Albert went on to suggest that, for tax and banking purposes and to establish a legitimate income and credit history, Giles needed to start saying she was a "freelancer."
The video depicts Albert suggesting that Giles open two accounts in separate banks, depositing no more than $500 a week in each to ensure few eyebrows are raised. As for the rest of the money earned from turning tricks, she should hide it. "When you buy the house with a back yard, get a tin and bury it down in there, and you put the money right in, and you put grass over it, and don't tell a single soul but yourself where it is," Albert said.
When O'Keefe and Giles tell the ACORN staff that they are smuggling teenage girls from El Salvador to work as prostitutes, the ACORN staff tells them the girls could be called “exchange students,” that they must be enrolled in school and that Giles can list some of the girls as dependents on her tax returns, claiming tax credits for them — but only three, because of her age. Listing more would raise questions by the authorities, she is told.

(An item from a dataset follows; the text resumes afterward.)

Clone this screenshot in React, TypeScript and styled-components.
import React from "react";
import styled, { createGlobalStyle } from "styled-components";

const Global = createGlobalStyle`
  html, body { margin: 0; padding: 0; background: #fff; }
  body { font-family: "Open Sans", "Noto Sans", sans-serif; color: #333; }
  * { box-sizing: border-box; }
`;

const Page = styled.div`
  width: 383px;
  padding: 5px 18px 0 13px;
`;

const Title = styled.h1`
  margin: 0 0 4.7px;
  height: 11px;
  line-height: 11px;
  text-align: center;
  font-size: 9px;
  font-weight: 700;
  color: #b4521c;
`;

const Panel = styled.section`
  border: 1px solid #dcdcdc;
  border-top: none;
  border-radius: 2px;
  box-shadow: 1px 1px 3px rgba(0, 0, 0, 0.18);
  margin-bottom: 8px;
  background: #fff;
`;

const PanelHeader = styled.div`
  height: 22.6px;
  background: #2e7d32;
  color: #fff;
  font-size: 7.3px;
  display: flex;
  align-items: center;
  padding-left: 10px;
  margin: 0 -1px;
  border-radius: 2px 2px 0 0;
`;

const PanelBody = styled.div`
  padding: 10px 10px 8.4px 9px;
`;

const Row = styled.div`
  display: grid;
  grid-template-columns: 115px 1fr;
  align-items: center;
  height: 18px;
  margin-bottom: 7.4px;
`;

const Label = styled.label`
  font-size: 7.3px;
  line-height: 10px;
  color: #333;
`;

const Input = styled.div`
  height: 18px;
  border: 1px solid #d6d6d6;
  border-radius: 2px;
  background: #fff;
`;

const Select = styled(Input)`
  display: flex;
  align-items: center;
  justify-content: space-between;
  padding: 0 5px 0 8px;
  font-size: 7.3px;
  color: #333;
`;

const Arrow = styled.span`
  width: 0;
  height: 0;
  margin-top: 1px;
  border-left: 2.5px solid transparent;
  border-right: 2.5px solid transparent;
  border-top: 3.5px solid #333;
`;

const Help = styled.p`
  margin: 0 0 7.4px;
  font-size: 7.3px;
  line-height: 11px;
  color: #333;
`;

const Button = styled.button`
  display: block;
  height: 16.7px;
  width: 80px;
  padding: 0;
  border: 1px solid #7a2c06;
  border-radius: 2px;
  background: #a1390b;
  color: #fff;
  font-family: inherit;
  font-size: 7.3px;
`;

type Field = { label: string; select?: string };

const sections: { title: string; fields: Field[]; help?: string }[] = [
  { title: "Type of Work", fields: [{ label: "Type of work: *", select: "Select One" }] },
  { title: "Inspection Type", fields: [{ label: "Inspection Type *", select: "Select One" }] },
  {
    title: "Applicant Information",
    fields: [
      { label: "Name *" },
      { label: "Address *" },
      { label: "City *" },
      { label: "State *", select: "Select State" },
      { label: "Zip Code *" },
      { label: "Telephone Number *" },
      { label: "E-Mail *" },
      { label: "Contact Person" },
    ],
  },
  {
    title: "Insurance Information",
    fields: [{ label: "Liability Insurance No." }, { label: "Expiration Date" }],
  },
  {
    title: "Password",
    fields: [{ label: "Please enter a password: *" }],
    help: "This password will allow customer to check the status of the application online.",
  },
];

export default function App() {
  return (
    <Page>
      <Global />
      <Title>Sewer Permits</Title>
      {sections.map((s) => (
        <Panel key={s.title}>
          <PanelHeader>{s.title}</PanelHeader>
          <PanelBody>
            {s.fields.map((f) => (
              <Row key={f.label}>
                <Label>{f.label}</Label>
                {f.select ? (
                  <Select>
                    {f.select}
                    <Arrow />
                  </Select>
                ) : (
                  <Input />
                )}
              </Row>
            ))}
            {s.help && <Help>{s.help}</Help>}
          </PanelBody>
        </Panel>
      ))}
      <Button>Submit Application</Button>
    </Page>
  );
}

O'Keefe, 25, and Giles, 20, are part of an independent filmmaking team specializing in housing and voter activism. O'Keefe, who majored in philosophy at Rutgers University, and Giles funded the project themselves.

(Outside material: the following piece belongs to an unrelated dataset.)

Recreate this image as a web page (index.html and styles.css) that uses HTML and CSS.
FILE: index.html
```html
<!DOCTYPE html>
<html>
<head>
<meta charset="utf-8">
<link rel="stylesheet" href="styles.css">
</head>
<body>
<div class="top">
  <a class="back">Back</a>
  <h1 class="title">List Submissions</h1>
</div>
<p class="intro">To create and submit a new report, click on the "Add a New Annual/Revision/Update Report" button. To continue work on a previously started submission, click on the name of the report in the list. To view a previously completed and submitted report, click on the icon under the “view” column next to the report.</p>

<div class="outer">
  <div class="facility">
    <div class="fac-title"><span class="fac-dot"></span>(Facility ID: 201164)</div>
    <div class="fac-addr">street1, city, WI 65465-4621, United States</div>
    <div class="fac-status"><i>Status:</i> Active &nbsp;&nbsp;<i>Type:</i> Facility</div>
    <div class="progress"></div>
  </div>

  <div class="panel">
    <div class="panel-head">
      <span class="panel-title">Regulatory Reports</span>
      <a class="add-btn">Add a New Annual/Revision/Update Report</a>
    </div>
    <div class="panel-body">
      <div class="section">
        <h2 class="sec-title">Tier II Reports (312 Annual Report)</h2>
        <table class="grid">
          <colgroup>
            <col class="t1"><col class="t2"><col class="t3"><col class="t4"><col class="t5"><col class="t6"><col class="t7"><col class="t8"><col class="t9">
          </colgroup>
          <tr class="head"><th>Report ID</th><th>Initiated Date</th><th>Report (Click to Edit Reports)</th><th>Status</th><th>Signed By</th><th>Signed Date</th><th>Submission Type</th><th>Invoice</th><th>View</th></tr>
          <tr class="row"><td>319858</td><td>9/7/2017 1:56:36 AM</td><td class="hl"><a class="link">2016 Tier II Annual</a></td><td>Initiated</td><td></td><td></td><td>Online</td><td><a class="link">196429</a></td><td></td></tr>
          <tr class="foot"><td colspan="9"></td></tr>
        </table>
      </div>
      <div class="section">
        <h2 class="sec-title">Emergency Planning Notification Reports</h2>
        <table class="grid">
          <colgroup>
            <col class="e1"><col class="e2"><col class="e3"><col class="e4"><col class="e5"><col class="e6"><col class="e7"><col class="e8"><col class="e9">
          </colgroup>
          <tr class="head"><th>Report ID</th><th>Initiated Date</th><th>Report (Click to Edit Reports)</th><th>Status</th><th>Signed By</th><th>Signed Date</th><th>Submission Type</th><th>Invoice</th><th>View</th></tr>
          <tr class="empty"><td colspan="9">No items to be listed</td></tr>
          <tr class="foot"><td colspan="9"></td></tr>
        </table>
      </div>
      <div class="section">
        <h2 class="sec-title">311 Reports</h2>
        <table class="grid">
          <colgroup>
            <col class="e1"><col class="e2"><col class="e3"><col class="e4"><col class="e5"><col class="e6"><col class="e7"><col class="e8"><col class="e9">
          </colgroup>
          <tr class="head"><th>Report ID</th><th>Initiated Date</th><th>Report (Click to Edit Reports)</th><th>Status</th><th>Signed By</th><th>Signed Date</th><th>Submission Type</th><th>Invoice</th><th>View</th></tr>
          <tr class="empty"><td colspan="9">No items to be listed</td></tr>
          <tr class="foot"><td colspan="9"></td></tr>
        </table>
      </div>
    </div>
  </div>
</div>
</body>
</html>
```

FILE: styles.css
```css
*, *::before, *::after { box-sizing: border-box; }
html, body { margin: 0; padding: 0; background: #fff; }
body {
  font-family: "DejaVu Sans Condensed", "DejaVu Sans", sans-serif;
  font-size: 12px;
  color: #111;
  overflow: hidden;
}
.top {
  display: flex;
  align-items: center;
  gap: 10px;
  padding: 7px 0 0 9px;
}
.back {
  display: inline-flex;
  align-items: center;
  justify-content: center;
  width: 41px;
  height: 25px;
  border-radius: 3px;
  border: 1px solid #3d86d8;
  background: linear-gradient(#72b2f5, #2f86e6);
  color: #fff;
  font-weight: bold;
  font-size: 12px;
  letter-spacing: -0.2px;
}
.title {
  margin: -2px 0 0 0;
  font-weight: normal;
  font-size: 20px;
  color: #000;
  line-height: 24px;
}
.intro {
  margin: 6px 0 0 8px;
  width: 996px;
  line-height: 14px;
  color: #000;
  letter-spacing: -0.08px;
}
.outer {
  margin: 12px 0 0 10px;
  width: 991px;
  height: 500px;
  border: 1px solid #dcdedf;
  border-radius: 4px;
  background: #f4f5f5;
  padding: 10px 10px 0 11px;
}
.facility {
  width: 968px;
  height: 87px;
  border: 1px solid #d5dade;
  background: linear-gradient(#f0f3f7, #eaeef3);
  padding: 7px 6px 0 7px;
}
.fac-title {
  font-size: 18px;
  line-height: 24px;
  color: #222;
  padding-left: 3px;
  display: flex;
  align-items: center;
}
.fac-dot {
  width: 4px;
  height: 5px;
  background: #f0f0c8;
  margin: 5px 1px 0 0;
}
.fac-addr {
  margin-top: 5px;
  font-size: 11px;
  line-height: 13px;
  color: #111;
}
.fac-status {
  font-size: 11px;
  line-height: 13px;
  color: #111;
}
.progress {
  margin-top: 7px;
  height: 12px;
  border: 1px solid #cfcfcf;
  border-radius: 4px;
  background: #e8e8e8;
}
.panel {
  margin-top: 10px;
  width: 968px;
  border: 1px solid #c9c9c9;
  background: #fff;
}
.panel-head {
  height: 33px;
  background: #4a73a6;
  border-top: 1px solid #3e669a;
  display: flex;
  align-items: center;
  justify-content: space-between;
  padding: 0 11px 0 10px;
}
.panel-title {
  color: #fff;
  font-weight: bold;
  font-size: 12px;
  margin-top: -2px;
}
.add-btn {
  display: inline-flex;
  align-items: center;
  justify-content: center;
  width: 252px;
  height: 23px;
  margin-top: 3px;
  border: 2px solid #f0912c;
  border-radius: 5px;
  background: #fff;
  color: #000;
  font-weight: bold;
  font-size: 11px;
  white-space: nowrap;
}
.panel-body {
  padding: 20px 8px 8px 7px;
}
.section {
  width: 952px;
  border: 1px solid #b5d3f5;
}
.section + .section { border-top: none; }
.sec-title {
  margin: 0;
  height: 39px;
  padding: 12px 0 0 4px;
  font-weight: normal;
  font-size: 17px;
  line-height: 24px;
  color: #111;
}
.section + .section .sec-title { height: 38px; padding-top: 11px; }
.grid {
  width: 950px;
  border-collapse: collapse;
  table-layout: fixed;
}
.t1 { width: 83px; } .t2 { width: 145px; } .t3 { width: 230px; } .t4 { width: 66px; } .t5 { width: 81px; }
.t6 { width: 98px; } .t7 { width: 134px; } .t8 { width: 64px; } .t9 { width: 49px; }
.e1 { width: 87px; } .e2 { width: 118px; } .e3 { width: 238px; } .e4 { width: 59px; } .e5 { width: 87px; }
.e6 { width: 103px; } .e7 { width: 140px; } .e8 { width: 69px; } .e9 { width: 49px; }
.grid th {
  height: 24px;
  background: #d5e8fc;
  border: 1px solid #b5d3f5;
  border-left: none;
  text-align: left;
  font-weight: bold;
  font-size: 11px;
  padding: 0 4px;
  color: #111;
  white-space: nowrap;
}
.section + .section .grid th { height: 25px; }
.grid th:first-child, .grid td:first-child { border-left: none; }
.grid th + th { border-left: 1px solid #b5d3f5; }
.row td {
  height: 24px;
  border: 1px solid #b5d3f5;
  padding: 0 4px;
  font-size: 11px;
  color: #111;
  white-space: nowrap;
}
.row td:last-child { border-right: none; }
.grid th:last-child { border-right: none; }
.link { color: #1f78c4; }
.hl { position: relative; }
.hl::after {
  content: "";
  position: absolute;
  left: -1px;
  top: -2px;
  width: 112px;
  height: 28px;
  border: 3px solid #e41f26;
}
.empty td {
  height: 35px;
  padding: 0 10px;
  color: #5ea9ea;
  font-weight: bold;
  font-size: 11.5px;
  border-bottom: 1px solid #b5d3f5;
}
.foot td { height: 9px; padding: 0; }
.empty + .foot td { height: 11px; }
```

ACORN has been in the news since the presidential election of 2008 when the organization was accused of widespread voter fraud in assisting some 30,000 unqualified voters to register. Investigations are under way in more than half the states in the nation and convictions have been handed down in at least a dozen of these states.
Pressure is mounting for a complete review of the activities of ACORN.
According to the Washington Examiner, “at least $53 million in federal funds have gone to ACORN activists since 1994, and the controversial group could get up to $8.5 billion more tax dollars . . . The economic stimulus bill enacted in February contains $3 billion that the non-profit activist group . . . could receive, and 2010 federal budget contains another $5.5 billion that could also find its way into the group’s coffers.”
The Senate voted 83-7 on Sept. 14 to cut off all grants to ACORN from the Housing and Urban Development program. Sen. Richard Shelby, R-Ala., ranking Republican on the Senate Committee on Banking, Housing and Urban Affairs, called for a "thorough" investigation of ACORN, commenting, "such an investigation would serve as a basis for determining not only whether ACORN is worthy of receiving other federal funds this year, but ever again."
In addition, Shelby wrote a letter to President Barack Obama outlining his position.
House Majority Leader Steny Hoyer, D-Md., suggested Sept. 15 that he would consider a similar type of investigation of ACORN for the House, calling the ACORN workers' actions "despicable."
Charles Hymes, Brooklyn district attorney, has launched an investigation of ACORN activities.
The U.S. Census Bureau announced it was severing all its relationships with ACORN on Sept. 18. The bureau had hired workers and contracted to take part in the upcoming census.
ACORN announced on Sept. 11 that it had fired the four ACORN employees involved in the undercover videos.